#### Problem description:
Look through the listing for the word "components". Copy each line that has it.

#### Dataset section:

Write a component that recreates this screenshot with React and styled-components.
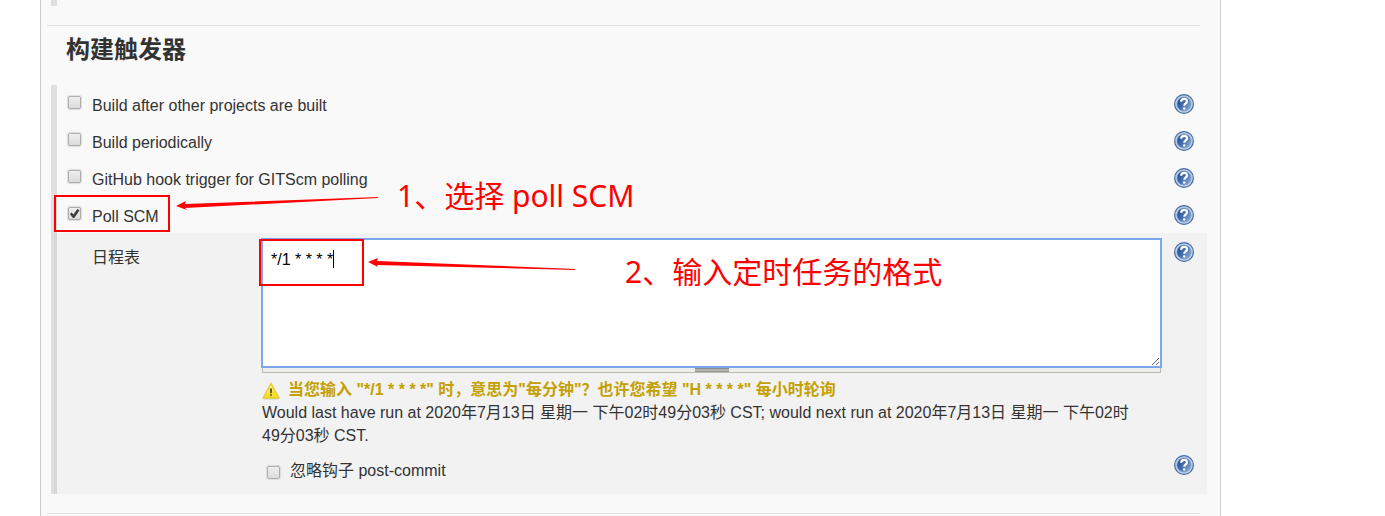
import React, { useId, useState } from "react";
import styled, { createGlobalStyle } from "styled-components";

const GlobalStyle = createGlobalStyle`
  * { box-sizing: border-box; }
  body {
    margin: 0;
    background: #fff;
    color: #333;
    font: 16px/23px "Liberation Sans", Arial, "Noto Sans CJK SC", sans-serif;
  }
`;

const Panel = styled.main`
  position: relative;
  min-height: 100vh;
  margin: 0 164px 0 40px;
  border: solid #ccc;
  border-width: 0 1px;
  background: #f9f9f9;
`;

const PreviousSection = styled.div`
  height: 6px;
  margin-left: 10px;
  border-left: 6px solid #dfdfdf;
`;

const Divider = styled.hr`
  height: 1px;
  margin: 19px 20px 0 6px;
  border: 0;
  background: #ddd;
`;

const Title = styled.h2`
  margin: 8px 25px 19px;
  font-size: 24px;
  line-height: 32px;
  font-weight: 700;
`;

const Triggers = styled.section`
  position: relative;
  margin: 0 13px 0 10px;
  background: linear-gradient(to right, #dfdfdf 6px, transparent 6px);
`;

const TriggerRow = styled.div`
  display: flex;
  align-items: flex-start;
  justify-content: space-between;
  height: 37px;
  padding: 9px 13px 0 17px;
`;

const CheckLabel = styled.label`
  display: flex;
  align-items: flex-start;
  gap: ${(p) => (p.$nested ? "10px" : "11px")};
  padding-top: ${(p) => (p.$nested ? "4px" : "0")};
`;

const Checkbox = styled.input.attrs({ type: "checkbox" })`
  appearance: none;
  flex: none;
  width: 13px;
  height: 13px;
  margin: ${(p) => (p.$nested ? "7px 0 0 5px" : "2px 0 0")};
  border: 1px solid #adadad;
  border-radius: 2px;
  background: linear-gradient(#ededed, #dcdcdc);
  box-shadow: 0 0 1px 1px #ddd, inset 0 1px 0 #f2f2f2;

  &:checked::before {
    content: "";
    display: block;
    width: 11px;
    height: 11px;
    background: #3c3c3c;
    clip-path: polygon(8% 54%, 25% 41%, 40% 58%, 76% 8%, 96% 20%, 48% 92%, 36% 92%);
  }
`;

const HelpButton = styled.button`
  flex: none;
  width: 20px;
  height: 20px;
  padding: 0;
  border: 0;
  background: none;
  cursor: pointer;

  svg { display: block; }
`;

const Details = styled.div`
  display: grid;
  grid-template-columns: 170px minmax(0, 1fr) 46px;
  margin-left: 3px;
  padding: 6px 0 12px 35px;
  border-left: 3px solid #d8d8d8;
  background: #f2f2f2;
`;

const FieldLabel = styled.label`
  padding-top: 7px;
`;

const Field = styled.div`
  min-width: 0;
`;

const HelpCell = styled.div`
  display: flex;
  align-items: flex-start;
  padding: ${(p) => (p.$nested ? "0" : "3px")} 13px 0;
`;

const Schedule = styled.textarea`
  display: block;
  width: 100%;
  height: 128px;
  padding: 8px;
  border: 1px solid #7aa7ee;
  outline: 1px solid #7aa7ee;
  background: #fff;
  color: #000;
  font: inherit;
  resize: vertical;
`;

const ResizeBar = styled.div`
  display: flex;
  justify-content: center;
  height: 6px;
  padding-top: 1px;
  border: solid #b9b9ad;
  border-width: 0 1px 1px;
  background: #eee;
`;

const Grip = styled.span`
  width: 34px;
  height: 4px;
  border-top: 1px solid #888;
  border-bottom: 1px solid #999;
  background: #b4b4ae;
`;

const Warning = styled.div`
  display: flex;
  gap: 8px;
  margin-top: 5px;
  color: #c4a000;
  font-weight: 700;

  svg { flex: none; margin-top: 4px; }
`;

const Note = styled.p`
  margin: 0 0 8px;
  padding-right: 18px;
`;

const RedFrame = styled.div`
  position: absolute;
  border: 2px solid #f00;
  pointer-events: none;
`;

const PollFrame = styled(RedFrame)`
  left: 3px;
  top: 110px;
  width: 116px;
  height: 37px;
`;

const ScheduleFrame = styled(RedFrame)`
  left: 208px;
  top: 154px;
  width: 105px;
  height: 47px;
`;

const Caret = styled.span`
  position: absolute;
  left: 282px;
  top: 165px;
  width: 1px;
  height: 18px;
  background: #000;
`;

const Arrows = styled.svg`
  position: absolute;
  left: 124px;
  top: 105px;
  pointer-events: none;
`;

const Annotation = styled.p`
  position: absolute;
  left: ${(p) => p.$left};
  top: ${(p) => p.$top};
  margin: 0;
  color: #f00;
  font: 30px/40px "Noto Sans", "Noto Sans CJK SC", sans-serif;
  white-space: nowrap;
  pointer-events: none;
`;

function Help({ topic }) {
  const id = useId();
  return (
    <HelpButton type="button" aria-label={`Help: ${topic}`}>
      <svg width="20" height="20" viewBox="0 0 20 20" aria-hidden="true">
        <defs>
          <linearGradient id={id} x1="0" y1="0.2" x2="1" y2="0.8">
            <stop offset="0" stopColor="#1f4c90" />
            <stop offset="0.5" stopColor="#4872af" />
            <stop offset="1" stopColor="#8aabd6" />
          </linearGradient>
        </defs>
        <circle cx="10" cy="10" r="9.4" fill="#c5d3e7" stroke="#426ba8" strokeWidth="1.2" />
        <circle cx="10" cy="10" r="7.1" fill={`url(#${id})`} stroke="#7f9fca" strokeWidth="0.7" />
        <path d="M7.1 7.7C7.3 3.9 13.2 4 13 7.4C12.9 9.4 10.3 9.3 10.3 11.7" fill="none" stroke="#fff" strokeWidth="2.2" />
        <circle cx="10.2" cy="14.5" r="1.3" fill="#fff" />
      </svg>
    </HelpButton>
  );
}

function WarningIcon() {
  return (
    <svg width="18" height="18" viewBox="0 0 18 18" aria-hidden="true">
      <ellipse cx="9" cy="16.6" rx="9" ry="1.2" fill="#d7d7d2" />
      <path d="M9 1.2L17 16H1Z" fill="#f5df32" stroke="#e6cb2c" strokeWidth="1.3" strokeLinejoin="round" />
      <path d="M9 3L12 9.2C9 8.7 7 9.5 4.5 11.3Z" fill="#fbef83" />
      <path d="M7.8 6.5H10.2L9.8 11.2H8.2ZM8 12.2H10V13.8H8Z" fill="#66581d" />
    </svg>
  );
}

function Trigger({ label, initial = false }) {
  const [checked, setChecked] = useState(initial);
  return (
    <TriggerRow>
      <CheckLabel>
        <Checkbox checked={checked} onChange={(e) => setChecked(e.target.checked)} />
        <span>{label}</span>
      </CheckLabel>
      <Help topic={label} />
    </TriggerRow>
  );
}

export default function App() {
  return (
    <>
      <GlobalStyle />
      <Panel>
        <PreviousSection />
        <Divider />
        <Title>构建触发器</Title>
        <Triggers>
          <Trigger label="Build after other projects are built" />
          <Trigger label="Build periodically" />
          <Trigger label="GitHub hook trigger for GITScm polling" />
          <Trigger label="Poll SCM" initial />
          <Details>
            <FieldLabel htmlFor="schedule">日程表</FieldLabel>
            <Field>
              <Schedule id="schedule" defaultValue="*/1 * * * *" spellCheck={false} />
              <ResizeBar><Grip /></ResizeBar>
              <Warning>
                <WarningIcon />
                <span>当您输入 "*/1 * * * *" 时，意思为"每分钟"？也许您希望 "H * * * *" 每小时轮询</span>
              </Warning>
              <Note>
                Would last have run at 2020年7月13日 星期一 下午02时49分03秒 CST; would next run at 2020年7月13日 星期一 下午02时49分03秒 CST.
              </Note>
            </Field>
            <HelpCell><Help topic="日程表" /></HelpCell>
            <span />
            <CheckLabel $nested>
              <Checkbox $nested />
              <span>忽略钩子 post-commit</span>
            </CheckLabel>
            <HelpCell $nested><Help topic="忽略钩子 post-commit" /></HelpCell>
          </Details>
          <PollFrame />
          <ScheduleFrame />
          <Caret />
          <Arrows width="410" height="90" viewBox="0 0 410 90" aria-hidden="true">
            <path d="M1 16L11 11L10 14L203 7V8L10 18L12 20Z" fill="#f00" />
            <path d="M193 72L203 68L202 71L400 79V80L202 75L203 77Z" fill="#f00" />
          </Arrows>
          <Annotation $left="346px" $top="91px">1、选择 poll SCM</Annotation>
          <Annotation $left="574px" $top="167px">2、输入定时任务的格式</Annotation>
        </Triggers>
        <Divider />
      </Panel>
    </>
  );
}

#### Solved problem:
Write a component that recreates this screenshot with React and styled-components.
import styled, { createGlobalStyle } from "styled-components";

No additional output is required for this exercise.